Ultimately the Bank of England UK interest rates, LIBOR (and hence mortgage rates) depends on the UK economy which of course is also influenced by the world economy. The key economic factors affecting UK interest rates are factors such as inflation, Gross Domestic Product (GDP) growth, and government borrowing requirements. We are also influenced by the Global economy - our ability to import and export to other countries, and our ability to ship goods around the world, which is often determined by currency exchange rates.
Over the last few years the current Government has consistently overestimated GDP growth. Every 0.5% error means the Chancellor has to find billions of pounds to plug the holes in his budget. The interest rate cut in the summer of 2007 indicated that the economy was heading into a downturn, as did the almost continuous high street retailer 'Sales' which don't seem to have stopped, and over the last four months have gone into overdrive. Now that we have the credit crunch biting hard not only in the UK but around the World, the economy has definitely reached recession.
Economic growth in 2006 was somewhat short of the 3.5% the ex-Chancellor predicted (i.e. needed to make his books balance). The ex-Chancellor reduced growth expectations for 2007, and the new Chancellor has tended to be a bit more cautious, but still predicted growth of around 2%, even with recession looming. Most economic commentators predicted the UK economy to slow in 2008 and are predicting a worse slow down for 2009, so as usual the Chancellor has been optimistic in his forecasting. We also have the recent bank bailouts and other economic stimuli which the government has announced, driving up Government borrowing far higher than anticipate only a year ago.
So the books will still need balancing. This means that either spending plans must be cut on the NHS, Education, Transport and so on, or taxes must rise again, neither of which is good for keeping voters happy which is probably why the much vaunted 2007 pre-Christmas election was 'cancelled'. The only other alternative was for the Government to borrow large amounts of money, to add to the growing mountain of government debt, which is the option they've chosen.
We have the the UK bank bail out to pay for, with £50 billion on the table straight away, and potentially liabilities for much larger amounts being made available, all from the taxpayers purse. In the Prime Ministers Labour Conference speech he made all sorts of wonderful promises of the new 'New Deal' for Britain, but without once indicating how it would be paid for. Forgive my cynicism, but when the financial system is collapsing and the economy is in recession, it would seem 'prudent' to stop spending money we haven't got, rather than to borrow and continue spending even more.
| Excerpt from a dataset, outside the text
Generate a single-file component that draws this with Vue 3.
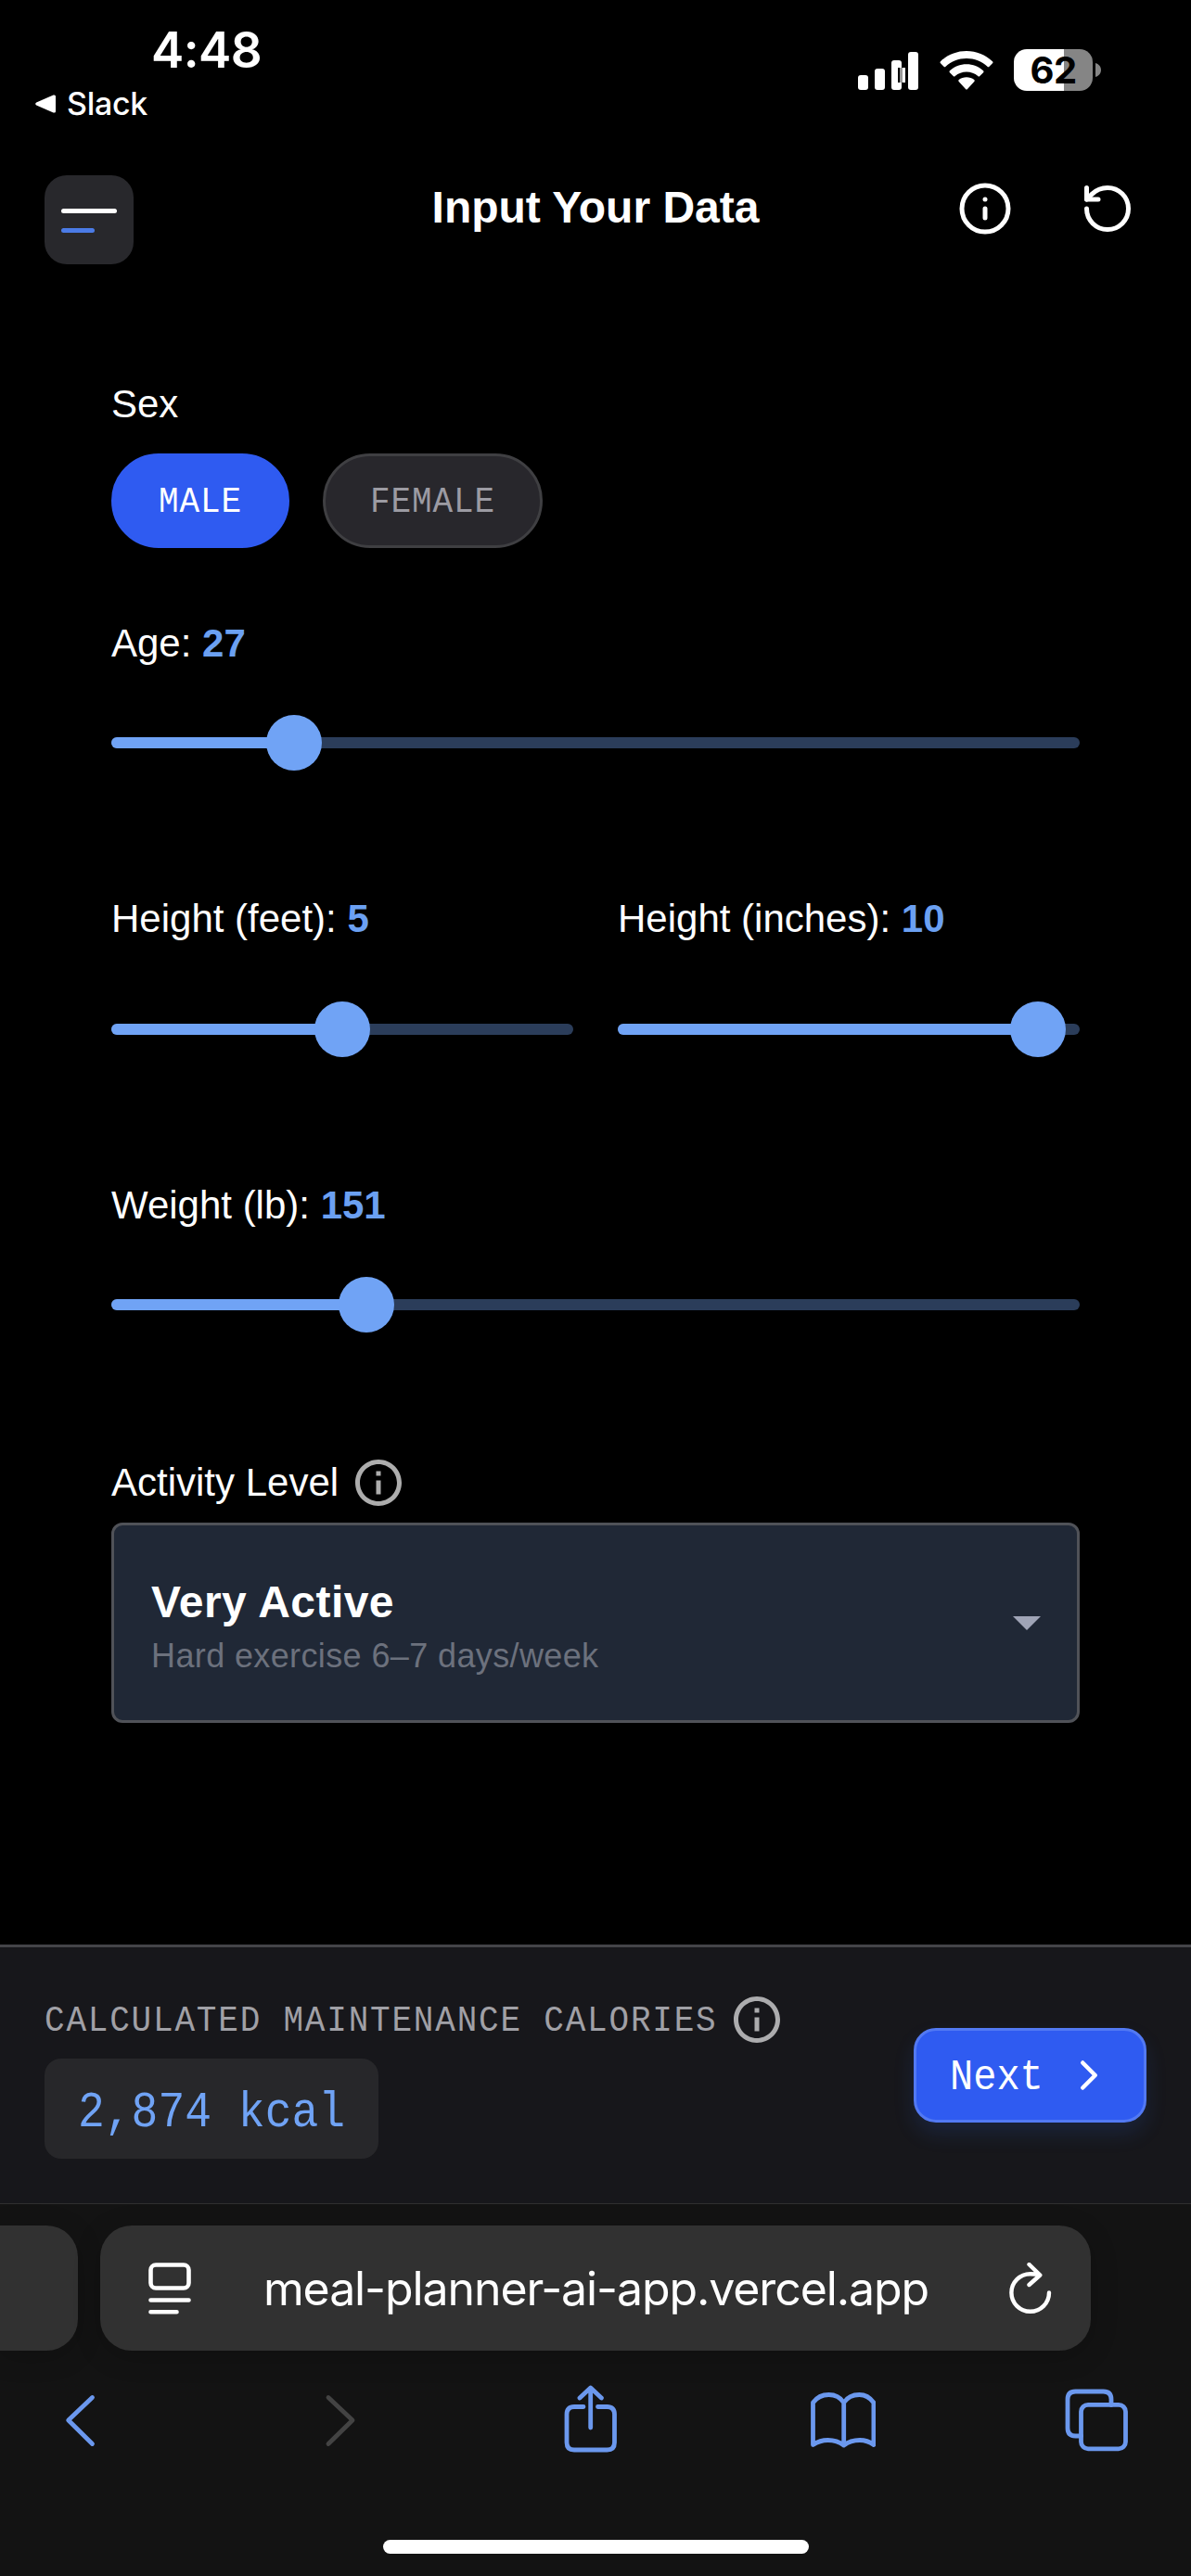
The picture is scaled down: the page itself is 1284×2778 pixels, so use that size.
<script setup>
import { ref, computed } from 'vue'

const sex = ref('Male')
const sexes = ['Male', 'Female']
const age = { label: 'Age', value: 27, percent: 18.9 }
const feet = { label: 'Height (feet)', value: 5, percent: 50 }
const inches = { label: 'Height (inches)', value: 10, percent: 90.9 }
const weight = { label: 'Weight (lb)', value: 151, percent: 26.3 }
const rows = [
  { name: 'age', fields: [age] },
  { name: 'height', fields: [feet, inches] },
  { name: 'weight', fields: [weight] },
]
const calories = ref(2874)
const caloriesText = computed(() => `${calories.value.toLocaleString('en-US')} kcal`)
</script>

<template>
  <div class="screen">
    <div class="status">
      <div class="status-left">
        <div class="time">4:48</div>
        <div class="back-app">
          <svg width="22" height="20" viewBox="0 0 22 20"><path d="M1.200 8.600 19.500.6Q22-.2 22 2v16q0 2.200-2.500 1.400L1.200 11.400Q-.8 10 1.200 8.600Z" fill="#fff" /></svg>
          <span>Slack</span>
        </div>
      </div>
      <div class="status-right">
        <svg class="signal" width="66" height="42" viewBox="0 0 66 42">
          <g fill="#fff">
            <rect x="0" y="26" width="11" height="16" rx="3" />
            <rect x="18" y="19" width="11" height="23" rx="3" />
            <rect x="36" y="10" width="11" height="32" rx="3" />
            <rect x="54" y="1" width="11" height="41" rx="3" />
          </g>
          <path d="M43 18h4v16h-4z" fill="#000" />
          <path d="M45 18h3v16h-3z" fill="#999" />
          <path d="M48 18h3v16h-3z" fill="#fff" />
        </svg>
        <svg class="wifi" width="58" height="42" viewBox="0 0 58 42" fill="#fff">
          <path d="M1 11.200C8.500 4 18.300 0 29 0s20.500 4 28 11.200q1 1 0 2L53.500 16.700q-1 1-2 0C45.500 11 37.500 8 29 8S12.500 11 6.500 16.700q-1 1-2 0L1 13.200q-1-1 0-2Z" />
          <path d="M10.900 21.200C15.800 16.700 22.200 14.200 29 14.200s13.200 2.500 18.100 7q1 1 0 2L43.300 27q-1 1-2 0C37.900 24 33.600 22.400 29 22.400S20.100 24 16.700 27q-1 1-2 0l-3.800-3.800q-1-1 0-2Z" />
          <path d="M20.700 31.100C23 29.300 25.900 28.300 29 28.300s6 1 8.300 2.800q1 1 0 2L30 41q-1 1-2 0l-7.300-7.900q-1-1 0-2Z" />
        </svg>
        <div class="battery"><span>62</span></div>
        <svg class="nub" width="6" height="15" viewBox="0 0 6 15"><path d="M0 0c3.500 1 6 4 6 7.500S3.500 14 0 15Z" fill="#858585" /></svg>
      </div>
    </div>

    <header class="header">
      <button class="menu" aria-label="Menu"><i class="bar"></i><i class="bar short"></i></button>
      <h1>Input Your Data</h1>
      <div class="actions">
        <svg width="60" height="60" viewBox="0 0 24 24" class="line"><circle cx="12" cy="12" r="10" /><path d="M12 16v-4M12 8h.01" /></svg>
        <svg width="60" height="60" viewBox="0 0 24 24" class="line"><path d="M3 12a9 9 0 1 0 9-9 9.750 9.750 0 0 0-6.740 2.740L3 8" /><path d="M3 3v5h5" /></svg>
      </div>
    </header>

    <main class="form">
      <div class="label">Sex</div>
      <div class="pills">
        <button v-for="s in sexes" :key="s" class="pill" :class="{ active: sex === s }" @click="sex = s"><span class="mono">{{ s }}</span></button>
      </div>

      <div v-for="row in rows" :key="row.name" class="row" :class="row.name">
        <div v-for="f in row.fields" :key="f.label" class="field">
          <div class="label">{{ f.label }}: <b>{{ f.value }}</b></div>
          <div class="slider">
            <div class="fill" :style="{ width: f.percent + '%' }"></div>
            <div class="thumb" :style="{ left: f.percent + '%' }"></div>
          </div>
        </div>
      </div>

      <div class="label activity">
        <span>Activity Level</span>
        <svg width="60" height="60" viewBox="0 0 24 24" fill="#adadad"><path d="M11 7h2v2h-2zm0 4h2v6h-2zm1-9C6.480 2 2 6.480 2 12s4.480 10 10 10 10-4.480 10-10S17.520 2 12 2m0 18c-4.410 0-8-3.590-8-8s3.590-8 8-8 8 3.590 8 8-3.590 8-8 8" /></svg>
      </div>
      <div class="select">
        <div class="option">
          <div class="option-title">Very Active</div>
          <div class="option-sub">Hard exercise 6–7 days/week</div>
        </div>
        <svg width="30" height="15" viewBox="0 0 30 15"><path d="M0 0h30L15 15Z" fill="#9fa4b6" /></svg>
      </div>
    </main>

    <footer class="summary">
      <div class="totals">
        <div class="caption">
          <span class="mono">Calculated Maintenance Calories</span>
          <svg width="60" height="60" viewBox="0 0 24 24" fill="#acacae"><path d="M11 7h2v2h-2zm0 4h2v6h-2zm1-9C6.480 2 2 6.480 2 12s4.480 10 10 10 10-4.480 10-10S17.520 2 12 2m0 18c-4.410 0-8-3.590-8-8s3.590-8 8-8 8 3.590 8 8-3.590 8-8 8" /></svg>
        </div>
        <div class="kcal"><span class="mono large">{{ caloriesText }}</span></div>
      </div>
      <button class="next">
        <span class="mono large">Next</span>
        <svg width="54" height="54" viewBox="0 0 24 24" class="line"><path d="m9 18 6-6-6-6" /></svg>
      </button>
    </footer>

    <div class="browser">
      <div class="tabs">
        <div class="tab previous"></div>
        <div class="tab current">
          <svg width="46" height="56" viewBox="0 0 46 56" fill="none" stroke="#fff" stroke-width="4.600" stroke-linecap="round">
            <rect x="2.500" y="2.500" width="41" height="25" rx="5.500" />
            <path d="M2.500 40.500h41M2.500 53.300h28" />
          </svg>
          <span class="address">meal-planner-ai-app.vercel.app</span>
          <svg width="48" height="56" viewBox="0 0 48 56" fill="none" stroke="#fff" stroke-width="4.400" stroke-linecap="round" stroke-linejoin="round">
            <path d="M44 32.500a20.300 20.300 0 1 1-20.300-20.300c3.500 0 6.500.2 9.800 1.200M22.500 2l11.800 11.500L22.500 24" />
          </svg>
        </div>
      </div>
      <div class="toolbar">
        <svg viewBox="0 0 72 74"><path d="M48.500 13.500 22.700 38l25.800 25.500" /></svg>
        <svg viewBox="0 0 72 74" class="disabled"><path d="M30 13.500 56 38l-26 25.500" /></svg>
        <svg viewBox="0 0 72 74">
          <path d="M31 23.500h-10q-8 0-8 8v30.500q0 8 8 8h35.500q8 0 8-8v-30.500q0-8-8-8h-10M38.700 46V3.500M27 14 38.700 3 50.400 14" />
        </svg>
        <svg viewBox="0 0 72 74">
          <path d="M37.700 19C33.500 12.700 28 10.500 21.500 10.500S8.500 13.500 4.500 19v45.500C9 61.500 14 59.500 20.500 59.500s12.700 2 17.200 5.500c4.500-3.500 10.700-5.500 17.200-5.500s11 2 15 5V19c-4-5.500-9-8.500-15.500-8.500S41.900 12.700 37.700 19ZM37.700 19v46" />
        </svg>
        <svg viewBox="0 0 72 74">
          <rect x="19.500" y="21.300" width="48" height="47.500" rx="7.500" />
          <path d="M19.500 55h-6q-8.500 0-8.500-8.500V15.500Q5 7 13.500 7h30Q52 7 52 15.500v6" />
        </svg>
      </div>
      <div class="home"></div>
    </div>
  </div>
</template>

<style>
body {
  background: #000;
}
</style>

<style scoped>
.screen {
  box-sizing: border-box;
  display: flex;
  flex-direction: column;
  width: 1284px;
  height: 2778px;
  overflow: hidden;
  background: #000;
  color: #fff;
  font-family: 'Liberation Sans', Arial, sans-serif;
}
button {
  margin: 0;
  color: inherit;
  box-sizing: border-box;
}
svg {
  flex: none;
  display: block;
}
.line {
  fill: none;
  stroke: #fff;
  stroke-width: 2;
  stroke-linecap: round;
  stroke-linejoin: round;
}
/* slightly condensed, taller monospace */
.mono {
  display: inline-block;
  line-height: 1.133;
  transform: translateY(0.075em) scaleY(1.1);
  transform-origin: 0 73.5%;
}
.mono.large {
  transform: translateY(0.115em) scaleY(1.1);
}

.status {
  height: 189px;
  box-sizing: border-box;
  display: flex;
  justify-content: space-between;
  padding: 22px 97px 0 38px;
  font-family: Inter, sans-serif;
}
.time {
  padding-left: 125px;
  height: 64px;
  line-height: 64px;
  font-size: 53px;
  font-weight: 600;
  letter-spacing: -0.6px;
}
.back-app {
  display: flex;
  align-items: center;
  gap: 12px;
  margin-top: 5px;
  height: 41px;
  line-height: 41px;
  font-size: 34px;
  font-weight: 500;
  letter-spacing: -0.3px;
}
.status-right {
  display: flex;
  align-items: center;
  height: 45px;
  margin-top: 31px;
}
.wifi {
  margin-left: 22px;
}
.battery {
  width: 85px;
  height: 45px;
  margin-left: 22px;
  border-radius: 14px;
  background: linear-gradient(90deg, #fff 54px, #858585 54px);
  color: #000;
  font-size: 40px;
  font-weight: 650;
  line-height: 45px;
  text-align: center;
  letter-spacing: -0.5px;
}
.nub {
  margin-left: 3px;
}

.header {
  display: grid;
  grid-template-columns: 300px 1fr 300px;
  height: 96px;
  padding: 0 48px;
}
.menu {
  display: flex;
  flex-direction: column;
  align-items: flex-start;
  gap: 16px;
  width: 96px;
  height: 96px;
  padding: 36px 0 0 18px;
  border: 0;
  border-radius: 24px;
  background: #28282c;
}
.bar {
  width: 60px;
  height: 5px;
  border-radius: 3px;
  background: #fff;
}
.bar.short {
  width: 36px;
  background: #4b7be6;
}
h1 {
  margin: -1px 0 0;
  font-size: 48px;
  line-height: 72px;
  font-weight: 700;
  text-align: center;
}
.actions {
  display: flex;
  justify-content: flex-end;
  gap: 72px;
  padding: 6px 12px 0 0;
}

.form {
  flex: 1;
  padding: 119px 120px 0;
}
.label {
  height: 63px;
  line-height: 63px;
  font-size: 42px;
  white-space: pre;
}
.label b {
  color: #6ba0f2;
}
.pills {
  display: flex;
  gap: 36px;
  margin-top: 22px;
}
.pill {
  height: 102px;
  padding: 0 48px;
  border: 3px solid #3f3f42;
  border-radius: 51px;
  background: #28272c;
  color: #9c9ba3;
  font-family: 'Liberation Mono', monospace;
  font-size: 36px;
  letter-spacing: 0.9px;
  text-transform: uppercase;
}
.pill.active {
  background: #2f5bf1;
  border-color: #2f5bf1;
  color: #fff;
}
.row {
  display: flex;
  gap: 48px;
}
.field {
  flex: 1;
}
.age {
  margin-top: 71px;
}
.height {
  margin-top: 152px;
}
.weight {
  margin-top: 152px;
}
.slider {
  position: relative;
  height: 12px;
  margin-top: 70px;
  border-radius: 6px;
  background: #2b3d5a;
}
.height .slider {
  margin-top: 82px;
}
.fill {
  height: 12px;
  border-radius: 6px;
  background: #70a3f5;
}
.thumb {
  position: absolute;
  top: -24px;
  width: 60px;
  height: 60px;
  margin-left: -30px;
  border-radius: 50%;
  background: #70a3f5;
}
.activity {
  display: flex;
  align-items: center;
  gap: 13px;
  margin-top: 154px;
}
.select {
  box-sizing: border-box;
  display: flex;
  align-items: center;
  justify-content: space-between;
  height: 216px;
  margin-top: 12px;
  padding: 0 39px 0 40px;
  border: 3px solid #505258;
  border-radius: 12px;
  background: #202836;
}
.option {
  padding-top: 7px;
}
.option-title {
  height: 65px;
  line-height: 67px;
  font-size: 48px;
  font-weight: 700;
  letter-spacing: 0.45px;
}
.option-sub {
  height: 54px;
  line-height: 54px;
  color: #6c717d;
  font-size: 36px;
  letter-spacing: 0.38px;
}

.summary {
  box-sizing: border-box;
  display: flex;
  align-items: center;
  justify-content: space-between;
  height: 279px;
  padding: 0 48px;
  border-top: 3px solid #444448;
  background: #17171b;
  font-family: 'Liberation Mono', monospace;
}
.caption {
  display: flex;
  align-items: center;
  gap: 12px;
  height: 60px;
  color: #a0a0a6;
  font-size: 36px;
  letter-spacing: 1.8px;
  text-transform: uppercase;
}
.kcal {
  display: flex;
  align-items: center;
  width: max-content;
  height: 108px;
  margin-top: 12px;
  padding: 0 36px;
  border-radius: 18px;
  background: #27272a;
  color: #70a3f5;
  font-size: 48px;
}
.next {
  display: flex;
  align-items: center;
  justify-content: space-between;
  width: 251px;
  height: 102px;
  padding: 0 32px 0 36px;
  border: 3px solid #5279f3;
  border-radius: 24px;
  background: #2f5bf1;
  box-shadow: 0 12px 22px rgba(43, 100, 220, 0.16);
  font-family: inherit;
  font-size: 42px;
}

.browser {
  box-sizing: border-box;
  height: 402px;
  border-top: 1px solid #303030;
  background: #131313;
}
.tabs {
  display: flex;
  gap: 24px;
  padding-top: 23px;
}
.tab {
  box-sizing: border-box;
  height: 135px;
  border-radius: 34px;
  background: #313131;
  box-shadow: 0 6px 30px rgba(0, 0, 0, 0.18);
}
.tab.previous {
  width: 84px;
  border-radius: 0 34px 34px 0;
}
.tab.current {
  display: flex;
  align-items: center;
  justify-content: space-between;
  width: 1068px;
  padding: 0 41px 0 52px;
  font-family: Inter, sans-serif;
}
.address {
  margin-right: 8px;
  font-size: 50px;
  letter-spacing: -1.1px;
  white-space: nowrap;
}
.toolbar {
  display: flex;
  justify-content: space-between;
  padding: 37px 66.5px 0 50.5px;
}
.toolbar svg {
  width: 72px;
  height: 74px;
  fill: none;
  stroke: #6b98ee;
  stroke-width: 4.8;
  stroke-linecap: round;
  stroke-linejoin: round;
}
.toolbar .disabled {
  stroke: #434343;
}
.home {
  width: 459px;
  height: 15px;
  margin: 93px auto 0;
  border-radius: 8px;
  background: #fff;
}
</style>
There's the old saying that if you owe the bank £1000 then that's your problem, but if you owe the bank £100 million then it's their problem. This seems to be the game the Government is playing with the tax payer.
So we may be looking at higher taxes either directly or more likely as stealth taxes which the ex-Chancellor was rather fond of. In 2005 the ex-Chancellor was accused of 'fiddling the books' in order to make his budget stay closer to the targets he set. This was probably not a good approach especially in the light of the reduced expectation of economic growth. If economic growth stays around the same low level for the next year or two, the current Chancellor will still not be able to balance his budget even after the ex-Chancellor redefined the economic cycle period to suit his requirements.
One of the ways in which the Government could make their debt (and as a result all borrowers debt) shrink a little faster is to relax inflation targets. Higher inflation would help reduce that excess Government debt more quickly in real terms. Are we now likely to see a more relaxed view of inflation targets? This is what the US has been doing recently; allowing their currency to weaken, so effectively making imports more expensive and hence raising US inflation on foreign imports but making it easier for US companies to compete in the US market. Over the last couple of years the UK currency has been strong, but this year we are now see a weakening of the Pound which is improving the outlook for UK exports.
One other factor in favour of relaxing the inflation target is that deflation is generally regarded as worse for the economy than inflation. This is because during a long term deflationary environment, such as in Japan over the last decade and a half, companies don't wants to invest because it will be cheaper to do so 'next week/month/year', and savers don't want to save (at least with traditional savings accounts or investments) because the central bank reduces interest rates which reduces savings rates. The Bank of Japan interest rates in Japan in April 2003 were a mere 0.07% (the decimal point is in the right place!) and is still very low, even now. In this kind of environment both the consumer and business just stops spending or investing in 'paper' assets because prices might be lower 'next week/month/year', and so the economy just grinds to a halt and is hard to kick start again.
UK consumers have over £1trillion of personal debt and very shortly the Government (i.e. taxpayer) will also have £1trillion of debt. The consumer debt is now just beginning to unwind with bankruptcies and repossessions on the increase, while the Government debt is on the increase. A large proportion of this UK consumer debt is mortgage debt which is still largely offset by the overall equity held in property, but a reasonable chunk of the debt is unsecured debt such as credit card and unsecured loans. The UK consumer is now starting to tighten their belts as first inflationary effects of energy and living costs, and now economic recession begins to bite hard.